Real-time GPS tracking for vehicles and pets. One platform, any asset — sub-second position updates, geofence alerts, and a full movement history without a subscription ceiling.

Features

  • Live position updates with sub-second refresh over cellular and low-power GPS hardware
  • Geofence zones with instant push and SMS alerts when a boundary is crossed
  • Full movement history with playback, idle detection, and distance reporting
  • Multi-asset dashboard — track a fleet of vehicles and a family of pets from one screen
  • Battery and signal health indicators per device so you know before a tracker goes dark
  • Shareable live-view links for temporary access without handing out account credentials

Tech stack

  • Java backend with event-driven position ingestion handling thousands of concurrent device connections
  • MongoDB for time-series position storage with geospatial indexing for fast proximity queries
  • MySQL for account, device, and geofence configuration
  • Redis for real-time position caching and pub/sub fan-out to connected dashboard clients
  • RabbitMQ for reliable alert delivery decoupled from the ingestion hot path
  • React web dashboard with live map rendering
  • REST and WebSocket APIs for third-party hardware integration

Why teams and families pick Petzeye

Most GPS tracking software was designed for one use case — either commercial fleet management with a six-figure setup cost, or consumer pet trackers with no API and a two-minute refresh interval. Petzeye was built to sit in neither category.

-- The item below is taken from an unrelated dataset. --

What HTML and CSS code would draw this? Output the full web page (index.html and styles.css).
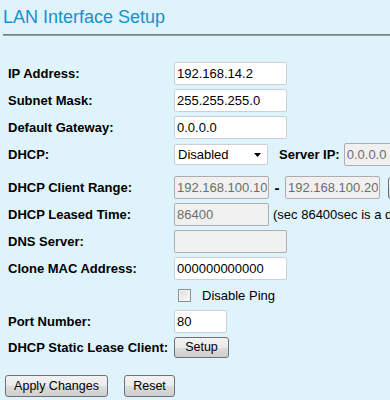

The core design decision was a unified asset model. A delivery van, a construction asset, and a family dog are all tracked devices with a position, a battery, and a set of zones they should or should not enter. The alert logic, the history viewer, and the sharing model work identically across asset types. You do not need a separate app for each.

Position ingestion runs on a dedicated Java service built to handle bursty reconnect storms — the kind you see when a thousand trackers come back online after driving through a tunnel. MongoDB's geospatial indexes make "which assets are currently inside this polygon" a single query regardless of fleet size. Redis keeps the last-known position in memory so the dashboard never hits the database for a live view.

Geofence alerts are decoupled from the ingestion path via RabbitMQ, which means a slow email provider or a momentary SMS gateway hiccup never backs up the position pipeline.

Who it is for

Petzeye is used by small logistics operators who outgrew a spreadsheet but do not need enterprise fleet software, field service companies tracking equipment on job sites, and families with dogs, cats, or elderly relatives carrying a personal tracker. The same account handles all three.